Пьесы Шекспира, таким образом, отличались не только тем, что фабула их была наполнена множеством интересных событий, но и тем, что от сцены к сцене менялась эмоциональная тональность. Гамма чувств, испытываемая зрителем, была необыкновенно разнообразна, и это играло важную роль в том окончательном впечатлении, которое оставляла пьеса в сознании зрителей.

Примечания

1. «Пушкин-критик». М., 1950, стр. 132. Начиная со слова «достоинство», подлинник написан по-французски.

2. Там же, стр. 100. Подлинник по-французски.

3. Там же, стр. 281.

4. Предисловие к «Кромвелю». Цит. по кн.: В. Гюго. Собрание сочинений, т. 14. М., 1937, стр. 87.

5. Там же.

6. В. Гюго. Собрание сочинений, т. 14, стр. 97—98.

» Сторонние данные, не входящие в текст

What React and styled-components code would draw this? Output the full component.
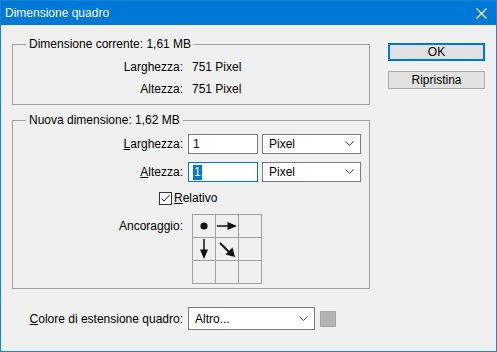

7. Тhоmas De Quincу. On the Knocking at the Gate in «Macbeth» (1823), in: Shakespeare Criticism, ed. by D. Nicoli Smith. Oxford, 1916, pp. 377—378.

8. Оракул Божественной Бутылки в финале романа Рабле «Гаргантюа и Пантагрюэль» (ч. V, гл. 44—45) вещает: «Тринк!» — «Пей!». Trinken — по-немецки «пить».

9. См. А. Аникст. Творчество Шекспира. М., «Художественная литература», 1963, стр. 583—584; К. Мюир. Шекспир и политика, в сб. «Шекспир в меняющемся мире». М., «Прогресс», 1963, стр. 138—139.